Is there a heap dump file available? I would like a look at a the statistics if the JDBC river (i.e. Oracle driver) ate all memory or not. I assume this is latest Oracle JDBC driver for 12c?

sawickil commented 10 years ago

Actually, there is no heap dump, however we will try first to upgrade the ojdbc driver version to the latest one as you suggested.

eliasah commented 10 years ago

Usually when Elasticsearch fails, it always leaves a java_pid[PID].hprof. Try to look for it in your elasticsearch home diretory or where you have lauched the river.

jprante commented 10 years ago

I have no doubt there was low memory detected by oracle driver, this does not mean that it's oracle driver's fault. Just want to make sure what version this is, to reproduce it.

sawickil commented 10 years ago

Jorg, it looks like a mess in our deps. The driver being used was ojdbc14 (crap:/), so don't investigate my case in this moment. I'm going to change the driver and we will see.

jprante commented 10 years ago

With MySQL, JDBC plugin suffered from insensitive default settings, also, the MySQL JDBC driver is touchy for setting up the "streaming mode", the only method to prevent OOM. I hope the latest release with "max_bulk_actions" : 10000 catches up the most annoying issues.

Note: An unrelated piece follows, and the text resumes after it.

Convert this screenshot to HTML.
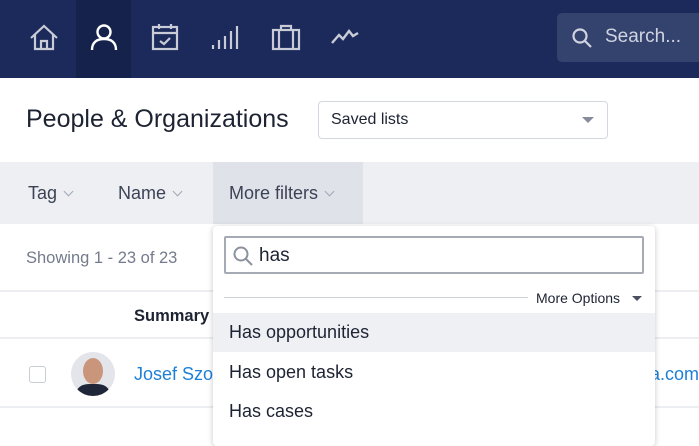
<!DOCTYPE html>
<html><head><meta charset="utf-8"><style>
*{margin:0;padding:0;box-sizing:border-box}
body{width:699px;height:431px;overflow:hidden;background:#fff;font-family:"Liberation Sans",sans-serif;position:relative}
.nav{position:absolute;left:0;top:0;width:699px;height:78px;background:#1b2a5b}
.act{position:absolute;left:76px;top:0;width:55px;height:78px;background:#15234c}
.ic{position:absolute;top:22px}
.srch{position:absolute;left:557px;top:13px;width:150px;height:49px;background:#34426e;border-radius:5px;color:#d0d4e0;font-size:19px}
.abs{position:absolute}
.fbar{position:absolute;left:0;top:162px;width:699px;height:62px;background:#edeff3}
.chev{display:inline-block;width:7px;height:7px;border-right:1.5px solid #a0a6b4;border-bottom:1.5px solid #a0a6b4;transform:rotate(45deg);margin-left:8px;position:relative;top:-4px}
.hl{position:absolute;left:0;width:699px;height:2px;background:#eceef2}
.dd{position:absolute;left:213px;top:226px;width:442px;height:220px;background:#fff;border-radius:4px;box-shadow:0 1px 6px rgba(0,0,0,.22)}
.item{position:absolute;left:0;width:442px;height:39px;font-size:18px;color:#1d2333;padding-left:16px;line-height:39px}
</style></head><body>
<div class="nav">
<div class="act"></div>
<svg class="ic" style="left:28px" width="32" height="32" viewBox="0 0 32 32" fill="none" stroke="#c9ccd6" stroke-width="2.2"><path d="M3 16 L16 4 L29 16"/><path d="M7 12 V27 H25 V12"/><path d="M13 27 V19 H19 V27"/></svg>
<svg class="ic" style="left:88px" width="32" height="32" viewBox="0 0 32 32" fill="none" stroke="#fff" stroke-width="2.4"><circle cx="16" cy="10" r="6.5"/><path d="M4 28 C4 20 9 17 16 17 C23 17 28 20 28 28"/></svg>
<svg class="ic" style="left:151px" width="28" height="32" viewBox="0 0 28 32" fill="none" stroke="#c9ccd6" stroke-width="2.2"><rect x="2" y="5" width="24" height="22"/><path d="M2 11 H26 M8 2 V7 M20 2 V7 M9 19 L13 22 L19 16"/></svg>
<svg class="ic" style="left:210px" width="30" height="32" viewBox="0 0 30 32" fill="none" stroke="#c9ccd6" stroke-width="2.2"><path d="M3 27 V23 M9 27 V18 M15 27 V14 M21 27 V9 M27 27 V4"/></svg>
<svg class="ic" style="left:270px" width="32" height="32" viewBox="0 0 32 32" fill="none" stroke="#c9ccd6" stroke-width="2.2"><rect x="3" y="8" width="26" height="19"/><path d="M11 8 V4 H21 V8 M9 8 V27 M23 8 V27"/></svg>
<svg class="ic" style="left:330px" width="32" height="32" viewBox="0 0 32 32" fill="none" stroke="#c9ccd6" stroke-width="2.4"><path d="M2 21 L9 13 L13 17 L19 9 L23 14 L28 11"/></svg>
<div class="srch"><svg style="position:absolute;left:14px;top:14px" width="22" height="22" viewBox="0 0 22 22" fill="none" stroke="#d0d4e0" stroke-width="2.2"><circle cx="9" cy="9" r="6.5"/><path d="M14 14 L20 20"/></svg><span style="position:absolute;left:48px;top:13px">Search...</span></div>
</div>
<div class="abs" style="left:26px;top:105px;font-size:25px;color:#1d2333">People &amp; Organizations</div>
<div class="abs" style="left:318px;top:101px;width:290px;height:38px;border:1.5px solid #d3d7df;border-radius:4px;font-size:16px;color:#1d2333;padding:9px 12px">Saved lists<div style="position:absolute;right:13px;top:15px;border-left:6px solid transparent;border-right:6px solid transparent;border-top:6px solid #868c9c"></div></div>
<div class="fbar">
<div class="abs" style="left:213px;top:0;width:150px;height:62px;background:#dfe2e8"></div>
<div class="abs" style="left:28px;top:21px;font-size:18px;color:#3c4356">Tag<span class="chev"></span></div>
<div class="abs" style="left:118px;top:21px;font-size:18px;color:#3c4356">Name<span class="chev"></span></div>
<div class="abs" style="left:229px;top:21px;font-size:18px;color:#3c4356">More filters<span class="chev"></span></div>
</div>
<div class="abs" style="left:26px;top:249px;font-size:16.5px;color:#747b8c">Showing 1 - 23 of 23</div>
<div class="hl" style="top:290px"></div>
<div class="abs" style="left:134px;top:307px;font-size:16.5px;color:#1d2333;font-weight:bold">Summary</div>
<div class="hl" style="top:337px"></div>
<div class="abs" style="left:29px;top:366px;width:17px;height:17px;border:1.5px solid #c8ccd5;border-radius:3px"></div>
<div class="abs" style="left:71px;top:352px;width:44px;height:44px;border-radius:50%;background:#e3e5ea;overflow:hidden"><div style="position:absolute;left:12px;top:6px;width:20px;height:26px;border-radius:50%;background:#c9967c"></div><div style="position:absolute;left:6px;top:32px;width:32px;height:18px;border-radius:40% 40% 0 0;background:#20263a"></div></div>
<div class="abs" style="left:134px;top:364px;font-size:18px;color:#1e7fd6">Josef Szoo</div>
<div class="abs" style="left:650px;top:364px;font-size:18px;color:#1e7fd6">a.com</div>
<div class="hl" style="top:406px"></div>
<div class="dd">
<div class="abs" style="left:11px;top:10px;width:420px;height:38px;border:2px solid #a5aab5;border-radius:2px"><svg style="position:absolute;left:6px;top:7px" width="22" height="22" viewBox="0 0 22 22" fill="none" stroke="#8c919e" stroke-width="2"><circle cx="9" cy="9" r="6.5"/><path d="M14 14 L20 20"/></svg><span style="position:absolute;left:33px;top:7px;font-size:19px;color:#1d2333">has</span></div>
<div class="abs" style="left:11px;top:71px;width:304px;height:1px;background:#ccd0d8"></div>
<div class="abs" style="left:323px;top:64px;font-size:14px;color:#1d2333">More Options</div>
<div class="abs" style="left:419px;top:70px;border-left:5px solid transparent;border-right:5px solid transparent;border-top:5px solid #4a5062"></div>
<div class="item" style="top:87px;background:#eff0f4">Has opportunities</div>
<div class="item" style="top:127px">Has open tasks</div>
<div class="item" style="top:166px">Has cases</div>
</div>
</body></html>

youchenlee commented 9 years ago

Sorry for reply a closed issue. Hope this help some people.

I ran into this issue. Finally found that the only solution to me is to optimize the sql statement, (which was too simple to be thought about.) Add some proper db index to make sure the sql statement can be finish as soon as possible.

select * from mytable was fast, the major overhead is data transferring, and since we are doing a streaming import, data transferring is not a big deal. Through select * from mytable where datefield > ? should take a long time & lots of memory when you got millions of data without proper indexes.